Родители были уверены – до свадебных колоколов рукой подать. И это было естественно: Люку почти двадцать пять, Софи – двадцать два, они вместе третий год и все еще без памяти влюблены друг в друга. Так бы и произошло, если бы не тот день в октябре. Проклятое число тринадцать.


Внезапно Люк осознал, что сегодня не просто октябрьское утро.

Сегодня тринадцатое, и до катастрофы – он глянул на часы – осталось меньше сорока минут.

"Не успею, уже не успею”, – судорожно соображал он, прикидывая маршрут до того злосчастного перекрестка, где двенадцать лет назад утром тринадцатого октября их с Софи на пешеходном переходе снес потерявший управление грузовичок. В то утро счастливая жизнь Люка и дала трещину: сложная черепно-мозговая травма, на которую наложилась невесть откуда взявшаяся простуда, вылезли осложнения – и звуки его солнечного мира начали затихать, становясь все глуше и дальше, пока не растаяли совсем.


– Это временно? Это ведь можно исправить? – Софи рыдала в кабинете врача, держа ничего не понимающего Люка за руку. Читать по губам он тогда еще не научился. Он видел, как по щекам любимой, самой нежной женщины катятся крупные слезы, и совершенно не связывал это со своим будущим. С их общим будущим.


Из кабинета они вышли, обнявшись – еще вместе, но в глубине души Люка уже пустило корни одиночество. Перед глазами стояли, расплываясь от слез, несколько слов, наскоро написанных доктором на листке из блокнота: буквы рвались из равнодушных клеток – “Люк, вероятность того, что слух восстановится, почти нулевая. Нужно учиться жить по-другому”. Тишина. Его ждет мертвая тишина. Не будет больше сказок про облака. Не будет переливов солнечного смеха Софи. Не будет ее сонного дыхания. Ничего не будет.


Он старался сдерживать рыдания, но когда в больничном коридоре появились родители – сломался. Ринулся, как обиженный пятилетка, в объятия мамы, рухнул перед ней на колени и уткнулся головой в мягкий, теплый даже через осенний плащ живот. Наверное, в тот момент Софи и почувствовала себя лишней? И отец – тоже. Жюли вывела сына на крыльцо. “Дыши, дыши!” – это были первые слова, которые он смог разобрать по движению губ. И Люк дышал, вбирал легкими прозрачную горечь осени, впитывал глазами пронзительную обреченность ноября – оказывается, он пробыл в больнице почти месяц. Как странно: порой пролетает целая жизнь и – ничего не меняется ни в тебе самом, ни в твоем представлении о мире, а иногда месяц, день, да что там – иногда мгновение меняет все. Навсегда. Бесповоротно. И оглядываясь назад, ты можешь только грустить о том, что у тебя, оказывается, было гораздо больше, чем нужно для счастья. Тогда, на больничном крыльце, вцепившись в холодные металлические поручни, словно они могли придать сил, Люк решил для себя, что больше ничего не будет. Разве можно жить в абсолютной тишине? Разве можно любить женщину, если ты не слышишь ее голос? Разве можно любить его, сломанного и отказавшегося даже от попыток снова почувствовать радость?

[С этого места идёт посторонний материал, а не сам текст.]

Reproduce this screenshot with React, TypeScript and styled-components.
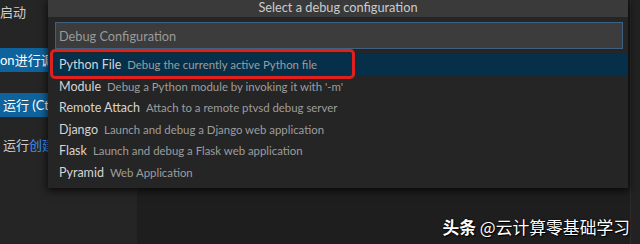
import styled, { createGlobalStyle } from 'styled-components';

const GlobalStyle = createGlobalStyle`
	html, body {
		margin: 0;
		padding: 0;
		background: #1e1e1e;
	}
	* {
		box-sizing: border-box;
	}
`;

// 디버그 구성 목록
const configs = [
	{ label: 'Python File', description: 'Debug the currently active Python file' },
	{ label: 'Module', description: "Debug a Python module by invoking it with '-m'" },
	{ label: 'Remote Attach', description: 'Attach to a remote ptvsd debug server' },
	{ label: 'Django', description: 'Launch and debug a Django web application' },
	{ label: 'Flask', description: 'Launch and debug a Flask web application' },
	{ label: 'Pyramid', description: 'Web Application' },
];

const App = () => {
	return (
		<>
			<GlobalStyle />
			<Workbench>
				<Sidebar>
					<SideText>启动</SideText>
					<SideButton $top={24}>on进行调试</SideButton>
					<SideButton $top={21} $indent={3}>运行 (Ctrl+F5)</SideButton>
					<SideText $top={16} $indent={3}>
						运行<Link>创建</Link>
					</SideText>
				</Sidebar>
				<Editor>
					<RightRail />
				</Editor>

				<QuickPick>
					<Title>Select a debug configuration</Title>
					<InputBox>Debug Configuration</InputBox>
					<List>
						{configs.map((item, idx) => (
							<Row key={item.label} $selected={idx === 0}>
								<Label>{item.label}</Label>
								<Description>{item.description}</Description>
							</Row>
						))}
					</List>
				</QuickPick>

				{/* 강조 표시용 빨간 박스 */}
				<Highlight />

				<Watermark>
					<b>头条</b> @云计算零基础学习
				</Watermark>
			</Workbench>
		</>
	);
};

export default App;

const Workbench = styled.div`
	position: relative;
	display: flex;
	width: 640px;
	height: 244px;
	overflow: hidden;
	font-family: Lato, 'Noto Sans CJK SC', sans-serif;
`;
const Sidebar = styled.div`
	width: 137px;
	flex-shrink: 0;
	display: flex;
	flex-direction: column;
	align-items: flex-start;
	background: #252526;
	color: #cccccc;
	font-size: 13px;
`;
const SideText = styled.div<{ $top?: number; $indent?: number }>`
	height: 24px;
	line-height: 24px;
	margin-top: ${(props) => props.$top || 0}px;
	padding-left: ${(props) => props.$indent || 0}px;
	white-space: nowrap;
`;
const Link = styled.span`
	color: #3794ff;
`;
const SideButton = styled.div<{ $top?: number; $indent?: number }>`
	width: 130px;
	height: 24px;
	line-height: 24px;
	margin-top: ${(props) => props.$top || 0}px;
	padding-left: ${(props) => props.$indent || 0}px;
	background: #0e639c;
	color: #ffffff;
	white-space: nowrap;
	overflow: hidden;
`;
const Editor = styled.div`
	flex: 1;
	display: flex;
	justify-content: flex-end;
	background: #1e1e1e;
`;
const RightRail = styled.div`
	width: 10px;
	height: 100%;
	background: #222222;
	border-left: 1px solid #2b2b2b;
`;
const QuickPick = styled.div`
	position: absolute;
	left: 48px;
	top: 0;
	width: 580px;
	height: 188px;
	display: flex;
	flex-direction: column;
	background: #252526;
	box-shadow: 0 2px 8px 1px rgba(0, 0, 0, 0.7);
	color: #cccccc;
`;
const Title = styled.div`
	height: 17px;
	line-height: 15px;
	background: #3a3a3b;
	text-align: center;
	font-size: 12.75px;
	color: #cccccc;
`;
const InputBox = styled.div`
	height: 27px;
	margin: 5px 5px 0 7px;
	padding: 2px 0 0 3px;
	line-height: 23px;
	background: #3c3c3c;
	border: 1px solid #3f6080;
	color: #9a9a9a;
	font-size: 12.75px;
`;
const List = styled.div`
	display: flex;
	flex-direction: column;
	margin-top: 5px;
`;
const Row = styled.div<{ $selected?: boolean }>`
	display: flex;
	align-items: baseline;
	height: 21.6px;
	padding: 3px 0 0 11px;
	background: ${(props) => (props.$selected ? '#062f4a' : 'transparent')};
	white-space: nowrap;
`;
const Label = styled.span`
	font-size: 12.5px;
	color: #d4d4d4;
`;
const Description = styled.span`
	margin-left: 6px;
	font-size: 11.4px;
	color: #9d9d9d;
`;
const Highlight = styled.div`
	position: absolute;
	left: 50px;
	top: 49px;
	width: 305px;
	height: 30px;
	border: 3px solid #e0201c;
	border-radius: 5px;
`;
const Watermark = styled.div`
	position: absolute;
	right: 10px;
	bottom: 5px;
	color: #ffffff;
	font-size: 16.8px;
	font-family: 'Noto Sans CJK SC', sans-serif;
	text-shadow: 0 0 2px #000000, 1px 1px 1px #000000;
	b {
		font-weight: 700;
	}
`;
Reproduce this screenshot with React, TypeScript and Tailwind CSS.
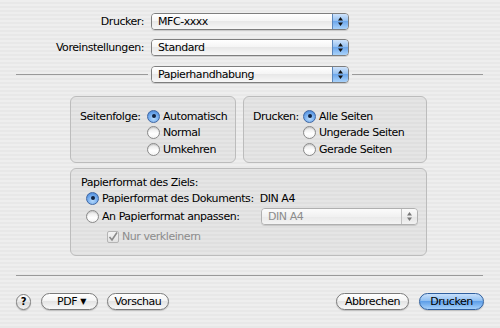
import React from "react";

const Arrows = ({ dim }: { dim?: boolean }) => (
  <svg width="7" height="11" viewBox="0 0 7 11">
    <path d="M3.5 1 L6 4.5 L1 4.5 Z" fill={dim ? "#777" : "#111"} />
    <path d="M3.5 10 L6 6.5 L1 6.5 Z" fill={dim ? "#777" : "#111"} />
  </svg>
);

const Popup = ({ text, w, disabled }: { text: string; w: string; disabled?: boolean }) => (
  <div
    className={`flex h-[17px] ${w} rounded-[4px] border ${
      disabled ? "border-[#b0b0b0]" : "border-[#7e7e7e]"
    } overflow-hidden shadow-[0_1px_0_rgba(0,0,0,0.12)]`}
  >
    <div
      className={`flex-1 flex items-center pl-[6px] ${
        disabled
          ? "text-[#8c8c8c] bg-[linear-gradient(to_bottom,#fbfbfb,#f1f1f1_50%,#e9e9e9_50%,#f4f4f4)]"
          : "text-black bg-[linear-gradient(to_bottom,#ffffff,#f4f4f4_50%,#e8e8e8_50%,#f7f7f7)]"
      }`}
    >
      {text}
    </div>
    <div
      className={`w-[16px] flex items-center justify-center border-l ${
        disabled
          ? "border-[#c0c0c0] bg-[linear-gradient(to_bottom,#fbfbfb,#eeeeee_50%,#e4e4e4_50%,#f2f2f2)]"
          : "border-[#5b86bb] bg-[linear-gradient(to_bottom,#cfe3fb,#8fbdf0_50%,#6ea8ec_50%,#a9d2fa)]"
      }`}
    >
      <Arrows dim={disabled} />
    </div>
  </div>
);

const Radio = ({ on }: { on?: boolean }) =>
  on ? (
    <div className="w-[13px] h-[13px] rounded-full border border-[#3f67a3] bg-[radial-gradient(circle_at_50%_70%,#b6dafc,#6aa4ea_60%,#3d78c9)] flex items-center justify-center shrink-0">
      <div className="w-[4px] h-[4px] rounded-full bg-[#10223f]" />
    </div>
  ) : (
    <div className="w-[13px] h-[13px] rounded-full border border-[#8a8a8a] bg-[linear-gradient(to_bottom,#e4e4e4,#ffffff_60%,#f4f4f4)] shadow-[inset_0_1px_1px_rgba(0,0,0,0.15)] shrink-0" />
  );

const RadioRow = ({ on, label }: { on?: boolean; label: string }) => (
  <div className="flex items-center h-[16.5px] gap-[3px]">
    <Radio on={on} />
    <span>{label}</span>
  </div>
);

const Btn = ({ children, w, blue }: { children: React.ReactNode; w: string; blue?: boolean }) => (
  <div
    className={`h-[17px] ${w} rounded-full border flex items-center justify-center ${
      blue
        ? "border-[#2f5f9e] bg-[linear-gradient(to_bottom,#c8e0fb,#8abcf1_50%,#5f9fe8_50%,#a4d0fb)]"
        : "border-[#7a7a7a] bg-[linear-gradient(to_bottom,#ffffff,#f3f3f3_50%,#e4e4e4_50%,#f8f8f8)]"
    } shadow-[0_1px_1px_rgba(0,0,0,0.18)]`}
  >
    {children}
  </div>
);

export default function App() {
  return (
    <div className="w-[500px] h-[328px] overflow-hidden bg-[repeating-linear-gradient(to_bottom,#eeeeee_0px,#eeeeee_2px,#e8e8e8_2px,#e8e8e8_4px)] font-['DejaVu_Sans',sans-serif] text-[11px] tracking-[-0.45px] text-black leading-none flex flex-col">
      <div className="pt-[13px] flex flex-col">
        <div className="flex items-center h-[17px]">
          <div className="w-[144px] text-right">Drucker:</div>
          <div className="ml-[7px]">
            <Popup text="MFC-xxxx" w="w-[198px]" />
          </div>
        </div>
        <div className="flex items-center h-[17px] mt-[9px]">
          <div className="w-[144px] text-right">Voreinstellungen:</div>
          <div className="ml-[7px]">
            <Popup text="Standard" w="w-[198px]" />
          </div>
        </div>
        <div className="flex items-center h-[17px] mt-[10px]">
          <div className="ml-[16px] w-[132px] h-px bg-[#9a9a9a]" />
          <div className="ml-[3px]">
            <Popup text="Papierhandhabung" w="w-[198px]" />
          </div>
          <div className="ml-[3px] w-[131px] h-px bg-[#9a9a9a]" />
        </div>
      </div>

      <div className="mt-[13px] ml-[70px] flex gap-[7px]">
        <div className="w-[166px] h-[67px] rounded-[6px] border border-[#bcbcbc] bg-black/[0.035] pl-[9px] pt-[11px] flex">
          <div className="w-[67px] h-[16.5px] flex items-center">Seitenfolge:</div>
          <div className="flex flex-col">
            <RadioRow on label="Automatisch" />
            <RadioRow label="Normal" />
            <RadioRow label="Umkehren" />
          </div>
        </div>
        <div className="w-[184px] h-[67px] rounded-[6px] border border-[#bcbcbc] bg-black/[0.035] pl-[9px] pt-[11px] flex">
          <div className="w-[50px] h-[16.5px] flex items-center">Drucken:</div>
          <div className="flex flex-col">
            <RadioRow on label="Alle Seiten" />
            <RadioRow label="Ungerade Seiten" />
            <RadioRow label="Gerade Seiten" />
          </div>
        </div>
      </div>

      <div className="mt-[5px] ml-[70px] w-[357px] h-[88px] rounded-[6px] border border-[#bcbcbc] bg-black/[0.035] pl-[10px] pt-[5px] flex flex-col">
        <div className="h-[16px] flex items-center">Papierformat des Ziels:</div>
        <div className="h-[16px] flex items-center ml-[5px] gap-[3px]">
          <Radio on />
          <span>Papierformat des Dokuments:&nbsp; DIN A4</span>
        </div>
        <div className="h-[17px] mt-[2px] flex items-center ml-[5px]">
          <div className="w-[175px] flex items-center gap-[3px]">
            <Radio />
            <span>An Papierformat anpassen:</span>
          </div>
          <Popup text="DIN A4" w="w-[157px]" disabled />
        </div>
        <div className="h-[16px] mt-[3.5px] flex items-center ml-[26px] gap-[3px] text-[#8c8c8c]">
          <div className="w-[12px] h-[12px] rounded-[2px] border border-[#b4b4b4] bg-[linear-gradient(to_bottom,#f4f4f4,#e2e2e2)] flex items-center justify-center">
            <svg width="10" height="10" viewBox="0 0 10 10">
              <path d="M1.5 5 L4 8 L9 0.5" stroke="#8a8a8a" strokeWidth="1.6" fill="none" />
            </svg>
          </div>
          <span>Nur verkleinern</span>
        </div>
      </div>

      <div className="mt-[19px] ml-[16px] w-[467px] h-px bg-[#9a9a9a]" />

      <div className="mt-[17px] flex items-center px-[16px]">
        <div className="w-[15px] h-[16px] rounded-full border border-[#7d7d7d] bg-[linear-gradient(to_bottom,#ffffff,#e6e6e6_50%,#d8d8d8_50%,#f2f2f2)] flex items-center justify-center font-bold text-[10px] shadow-[0_1px_1px_rgba(0,0,0,0.2)]">
          ?
        </div>
        <div className="ml-[10px]">
          <Btn w="w-[57px]">
            <span className="pl-[4px]">PDF</span>
            <span className="ml-[3px] text-[8px]">▼</span>
          </Btn>
        </div>
        <div className="ml-[9px]">
          <Btn w="w-[62px]">Vorschau</Btn>
        </div>
        <div className="ml-auto">
          <Btn w="w-[73px]">Abbrechen</Btn>
        </div>
        <div className="ml-[10px]">
          <Btn w="w-[65px]" blue>
            Drucken
          </Btn>
        </div>
      </div>
    </div>
  );
}
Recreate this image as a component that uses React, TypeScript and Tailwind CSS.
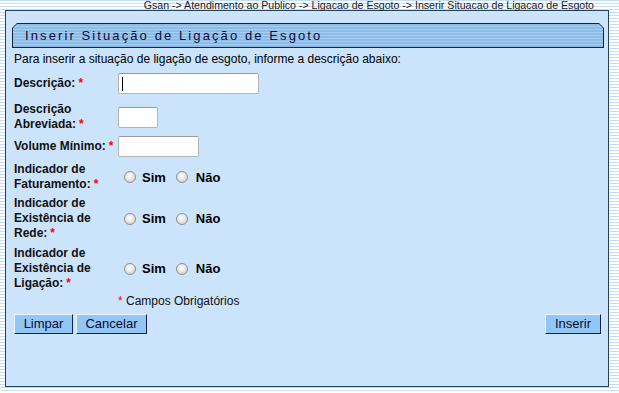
import React from 'react';

function Req() {
  return <span className="ml-[3px] text-[#ff0000]">*</span>;
}

function Radio() {
  return (
    <span className="inline-block w-[12px] h-[12px] rounded-full border border-[#8f8f8f] bg-[radial-gradient(circle_at_45%_40%,#ffffff_0%,#e2e2e2_55%,#bdbdbd_100%)]" />
  );
}

function RadioPair() {
  return (
    <div className="flex items-center text-[13px] font-bold text-black leading-[15px]">
      <span className="ml-[6px] flex"><Radio /></span>
      <span className="ml-[6px]">Sim</span>
      <span className="ml-[10px] flex"><Radio /></span>
      <span className="ml-[8px]">Não</span>
    </div>
  );
}

function Box({ w, caret }: { w: string; caret?: boolean }) {
  return (
    <div className={`relative h-[21px] ${w} rounded-[2px] border border-[#b4b4b4] border-t-[#9a9a9a] bg-white`}>
      {caret && <span className="absolute left-[3px] top-[3px] w-[1px] h-[14px] bg-black" />}
    </div>
  );
}

function Label({ lines }: { lines: string[] }) {
  return (
    <div className="w-[104px] text-[12px] font-bold leading-[15px] text-[#111]">
      {lines.map((l, i) => (
        <div key={i}>
          {l}
          {i === lines.length - 1 && <Req />}
        </div>
      ))}
    </div>
  );
}

export default function App() {
  const rows = [
    { lines: ['Descrição:'], field: <Box w="w-[141px]" caret />, h: 'h-[25px]', mt: 'mt-0' },
    { lines: ['Descrição', 'Abreviada:'], field: <Box w="w-[40px]" />, h: 'h-[30px]', mt: 'mt-[6px]' },
    { lines: ['Volume Mínimo:'], field: <Box w="w-[81px]" />, h: 'h-[21px]', mt: 'mt-[4px]' },
    { lines: ['Indicador de', 'Faturamento:'], field: <RadioPair />, h: 'h-[30px]', mt: 'mt-[5px]' },
    { lines: ['Indicador de', 'Existência de', 'Rede:'], field: <RadioPair />, h: 'h-[45px]', mt: 'mt-[4px]' },
    { lines: ['Indicador de', 'Existência de', 'Ligação:'], field: <RadioPair />, h: 'h-[45px]', mt: 'mt-[5px]' },
  ];

  const btn =
    "h-[20px] bg-[#92c6f7] border border-t-[#eaf5ff] border-l-[#eaf5ff] border-r-[#13214f] border-b-[#13214f] text-[13px] leading-[18px] text-[#0a0a2a] text-center";

  return (
    <div className="w-[619px] h-[393px] overflow-hidden bg-[repeating-linear-gradient(to_bottom,#c3dff5_0px,#c3dff5_1px,#ffffff_1px,#ffffff_3px)] font-['Liberation_Sans',Arial,sans-serif]">
      {/* Breadcrumb */}
      <div className="relative z-10 h-[10px] pr-[25px] text-right text-[10.6px] leading-[10px] text-[#1a1a1a]">
        {'Gsan -> Atendimento ao Publico -> Ligacao de Esgoto -> Inserir Situacao de Ligacao de Esgoto'}
      </div>

      {/* Panel */}
      <div className="ml-[5px] w-[604px] h-[377px] border border-[#24405c] bg-[#cbe4fb] pl-[6px] pt-[12px]">
        {/* Title bar */}
        <div className="w-[592px] h-[25px] bg-[#16233d] p-[1px] [clip-path:polygon(5px_0,calc(100%-5px)_0,100%_5px,100%_100%,0_100%,0_5px)]">
          <div className="h-full flex items-center pl-[12px] bg-[repeating-linear-gradient(to_bottom,#8dbbe8_0px,#8dbbe8_2px,#a7cdf1_2px,#a7cdf1_3px)] [clip-path:polygon(4px_0,calc(100%-4px)_0,100%_4px,100%_100%,0_100%,0_4px)]">
            <span className="text-[13px] tracking-[2.1px] text-[#0b0b3a] leading-[15px]">
              Inserir Situação de Ligação de Esgoto
            </span>
          </div>
        </div>

        <div className="pl-[2px]">
          <p className="mt-[4px] text-[12px] leading-[15px] text-black">
            Para inserir a situação de ligação de esgoto, informe a descrição abaixo:
          </p>

          {/* Form rows */}
          <div className="mt-[4px] flex flex-col">
            {rows.map((r, i) => (
              <div key={i} className={`flex items-center ${r.h} ${r.mt}`}>
                <Label lines={r.lines} />
                {r.field}
              </div>
            ))}
          </div>

          <div className="mt-[3px] h-[15px] pl-[104px] text-[12px] leading-[15px] text-[#111]">
            <span className="text-[#ff0000]">*</span> Campos Obrigatórios
          </div>

          {/* Buttons */}
          <div className="mt-[5px] flex items-center pr-[7px]">
            <button className={`${btn} w-[59px]`}>Limpar</button>
            <button className={`${btn} w-[71px] ml-[3px]`}>Cancelar</button>
            <button className={`${btn} w-[56px] ml-auto`}>Inserir</button>
          </div>
        </div>
      </div>
    </div>
  );
}
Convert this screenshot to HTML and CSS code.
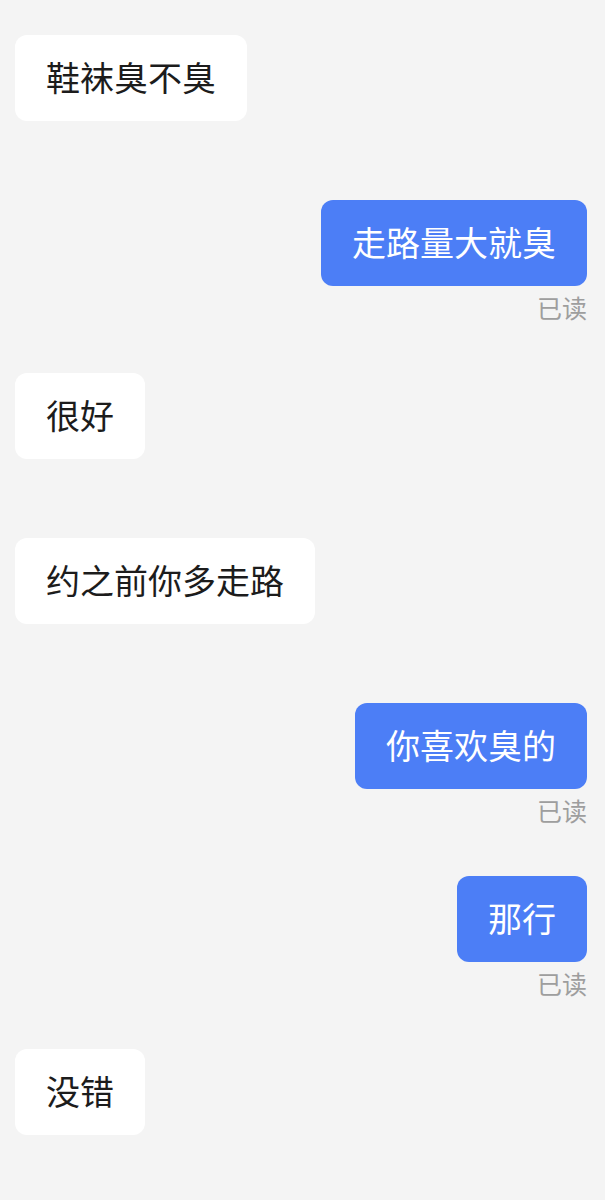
FILE: index.html
```html
<!DOCTYPE html>
<html lang="zh-CN">
<head>
  <meta charset="UTF-8">
  <title>聊天</title>
  <link rel="stylesheet" href="styles.css">
</head>
<body>

<main class="chat">
  <div class="msg in"><div class="bubble">鞋袜臭不臭</div></div>

  <div class="msg out">
    <div class="bubble">走路量大就臭</div>
    <div class="status">已读</div>
  </div>

  <div class="msg in"><div class="bubble">很好</div></div>

  <div class="msg in"><div class="bubble">约之前你多走路</div></div>

  <div class="msg out">
    <div class="bubble">你喜欢臭的</div>
    <div class="status">已读</div>
  </div>

  <div class="msg out">
    <div class="bubble">那行</div>
    <div class="status">已读</div>
  </div>

  <div class="msg in"><div class="bubble">没错</div></div>
</main>

</body>
</html>
```

FILE: styles.css
```css
html, body { margin: 0; background: #f4f4f4; }
body { font-family: "Noto Sans CJK SC", "Noto Sans", sans-serif; color: #1c1c1c; }
.chat { display: flex; flex-direction: column; gap: 79px; padding: 35px 18px 40px 15px; min-height: 1200px; box-sizing: border-box; }
.msg { display: flex; flex-direction: column; }
.msg.in { align-items: flex-start; }
.msg.out { align-items: flex-end; }
.bubble { font-size: 34px; line-height: 46px; padding: 19px 31px 21px; border-radius: 12px; background: #fff; white-space: nowrap; }
.out .bubble { background: #4c7ef6; color: #fff; }
.status { font-size: 25px; line-height: 25px; margin-top: 9px; margin-bottom: -26px; color: #9e9e9e; }
```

Но Софи старалась. Она писала ему трогательные записки и развешивала их везде, где он только мог наткнуться взглядом на разноцветные стикеры. Слова, слова, так много слов – без повода и в тщетной попытке вернуть его глазам улыбку. Их маленькая квартирка в какие-то дни напоминала рождественскую елку, вся в бумажных флажках – синие, красные, желтые, нежно-салатовые. Желтых стикеров было особенно много. Софи говорила, что это осколки солнца. Она любила желтый цвет. И быть может, Люк мог бы оттаять, зацепиться за краешек этой пусть изменившейся, но все-таки жизни. Если бы не мать. Жюли всегда незримо была рядом. Когда с единственным сыном случилась беда, она как-то вдруг встрепенулась, будто обрела новый смысл, и заполнила собой пространство вокруг. Они по-прежнему ладили с Софи и подолгу разговаривали о чем-то, когда Жюли приезжала в гости. Всегда без предупреждения. Люк радовался этим моментам – ему хотелось побыть одному, сидеть в глубине комнаты, откинувшись на диванные подушки, и разглядывать потолок. В зависимости от погоды за окном тени разыгрывали для него разные сценки, рисовали смутные, почти прозрачные силуэты, которым он выдумывал имена и роли. Это были печальные истории – о потерях, о предательстве, о безнадежности и прощании.